Does former Fed chair Ben Bernanke think the stock market is undervalued?
Bernanke has a new blog post out on Monday. The post deals with inequality, primarily as it relates to Fed policy. On this topic, Bernanke isn’t sure that it’s obvious Fed policy exacerbated any inequality trends.
But in his post, Bernanke also addresses the stock market.
Specifically, Bernanke isn’t so sure stocks are all that expensive.
Stock prices have risen rapidly over the past six years or so, but they were also severely depressed during and just after the financial crisis. Arguably, the Fed’s actions have not led to permanent increases in stock prices, but instead have returned them to trend. To illustrate: From the end of the 2001 recession (2001:q4) through the pre-crisis business cycle peak (2007:q4), the S&P 500 stock price index grew by about 1.2 per cent a quarter. If the index had grown at that same rate from the fourth quarter of 2007 on, it would have averaged about 2123 in the first quarter of this year; its actual value was 2063, a little below that. There are of course many ways to calculate the “normal” level of stock prices, but most would lead to a similar conclusion.
On Monday, the S&P 500 was trading right around 2,105. So, not too far from where Bernanke thinks stock might’ve been, but not all the way back to where you might expect stocks to be had the financial crisis not happened.
Now, of course, this is sort of a silly counterfactual.
The financial crisis did in fact trigger a massive decline in stock prices, and stock prices have risen rapidly, regardless of where past trends might indicate prices would be now.
And it isn’t likely that Bernanke is making a substantive forecast about what the “fair value” of stocks is or ought to be, he’s just sort of putting it out there: there was this trend, it was derailed, but if it hadn’t been (!), the stock market might have done this.

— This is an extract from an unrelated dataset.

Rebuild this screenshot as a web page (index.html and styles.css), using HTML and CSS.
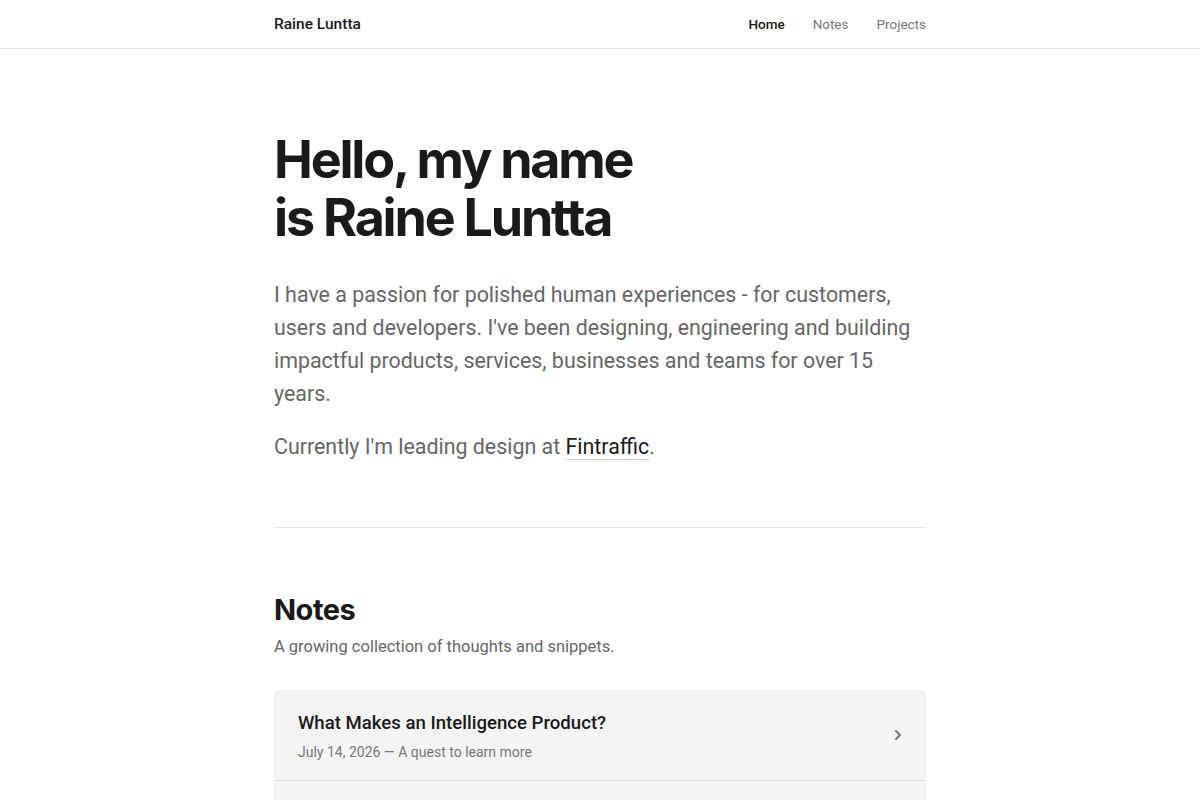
FILE: index.html
```html
<!DOCTYPE html>
<html lang="en">
<head>
  <meta charset="UTF-8" />
  <title>Raine Luntta</title>
  <link rel="stylesheet" href="styles.css">
</head>
<body>
  <header class="site-header">
    <div class="container header-inner">
      <a class="brand" href="#">Raine Luntta</a>
      <nav class="nav">
        <a class="nav-link active" href="#">Home</a>
        <a class="nav-link" href="#">Notes</a>
        <a class="nav-link" href="#">Projects</a>
      </nav>
    </div>
  </header>

  <main class="container">
    <section class="intro">
      <h1 class="intro-title">Hello, my name<br>is Raine Luntta</h1>
      <p class="intro-text">I have a passion for polished human experiences - for customers, users and developers. I've been designing, engineering and building impactful products, services, businesses and teams for over 15 years.</p>
      <p class="intro-text">Currently I'm leading design at <a class="inline-link" href="#">Fintraffic</a>.</p>
    </section>

    <hr class="divider">

    <section class="notes">
      <h2 class="section-title">Notes</h2>
      <p class="section-sub">A growing collection of thoughts and snippets.</p>

      <div class="note-list">
        <a class="note-item" href="#">
          <div class="note-body">
            <h3 class="note-title">What Makes an Intelligence Product?</h3>
            <div class="note-meta">July 14, 2026 — A quest to learn more</div>
          </div>
          <svg class="chevron" width="16" height="16" viewBox="0 0 16 16" fill="none">
            <path d="M6 4l4 4-4 4" stroke="currentColor" stroke-width="2" stroke-linecap="round" stroke-linejoin="round"/>
          </svg>
        </a>
        <a class="note-item" href="#">
          <div class="note-body">
            <h3 class="note-title">Designing for Trust</h3>
            <div class="note-meta">June 2, 2026 — Notes on reliability</div>
          </div>
          <svg class="chevron" width="16" height="16" viewBox="0 0 16 16" fill="none">
            <path d="M6 4l4 4-4 4" stroke="currentColor" stroke-width="2" stroke-linecap="round" stroke-linejoin="round"/>
          </svg>
        </a>
      </div>
    </section>
  </main>
</body>
</html>
```

FILE: styles.css
```css
* {
  margin: 0;
  padding: 0;
  box-sizing: border-box;
}
body {
  font-family: Roboto, "Liberation Sans", sans-serif;
  color: #1a1a1a;
  background: #fff;
}
a {
  color: inherit;
  text-decoration: none;
}
.container {
  width: 652px;
  margin: 0 auto;
}
.site-header {
  height: 49px;
  border-bottom: 1px solid #e6e6e6;
}
.header-inner {
  height: 48px;
  display: flex;
  align-items: center;
  justify-content: space-between;
}
.brand {
  font-size: 15.5px;
  font-weight: 500;
  color: #1a1a1a;
}
.nav {
  display: flex;
  gap: 28px;
}
.nav-link {
  font-size: 13.5px;
  color: #777;
}
.nav-link.active {
  color: #1a1a1a;
  font-weight: 500;
}
.intro {
  padding-top: 82px;
}
.intro-title {
  font-family: Inter, sans-serif;
  font-size: 52px;
  font-weight: 700;
  line-height: 58px;
  letter-spacing: -2.2px;
  color: #1a1a1a;
  margin-bottom: 31px;
}
.intro-text {
  font-size: 21.4px;
  line-height: 33px;
  color: #666;
  margin-bottom: 20px;
}
.inline-link {
  color: #1a1a1a;
  border-bottom: 1px solid #ccc;
}
.divider {
  border: 0;
  border-top: 1px solid #e6e6e6;
  margin-top: 64px;
}
.notes {
  padding-top: 64px;
}
.section-title {
  font-family: Inter, sans-serif;
  font-size: 29px;
  font-weight: 700;
  letter-spacing: -0.5px;
  line-height: 36px;
}
.section-sub {
  font-size: 16.5px;
  color: #666;
  margin-top: 9px;
}
.note-list {
  margin-top: 34px;
}
.note-item {
  display: flex;
  align-items: center;
  justify-content: space-between;
  background: #f4f4f5;
  padding: 20px 20px 20px 24px;
  border-bottom: 1px solid #ddd;
}
.note-item:first-child {
  border-radius: 4px 4px 0 0;
}
.note-title {
  font-size: 18.6px;
  font-weight: 500;
  color: #1a1a1a;
  line-height: 26px;
}
.note-meta {
  font-size: 14px;
  color: #777;
  margin-top: 8px;
}
.chevron {
  color: #777;
}
```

Over the weekend, Business Insider’s Henry Blodget wrote a few posts about how stocks look expensive and about how the increase in margin debt makes things look a bit uncertain for the stock market. And stock market blogger Jesse Felder was also out with a big post last week detailing some indicators that don’t look so great for the continued run of this bull market.
Last week also saw ex-Lehman Brothers CEO Dick Fuld return to the public eye last week, prompting some on Wall Street to ask if this reemergence isn’t something like the sign of a market getting ready to top out as we forget our past mistakes.
And so we head into the summer, and a potential Federal Reserve rate hike, there are certainly some nerves surrounding the stock market. But as Ben Bernanke at least partly sees it, stocks might not even be back to where they should be; or at least to where they were headed, once upon a time.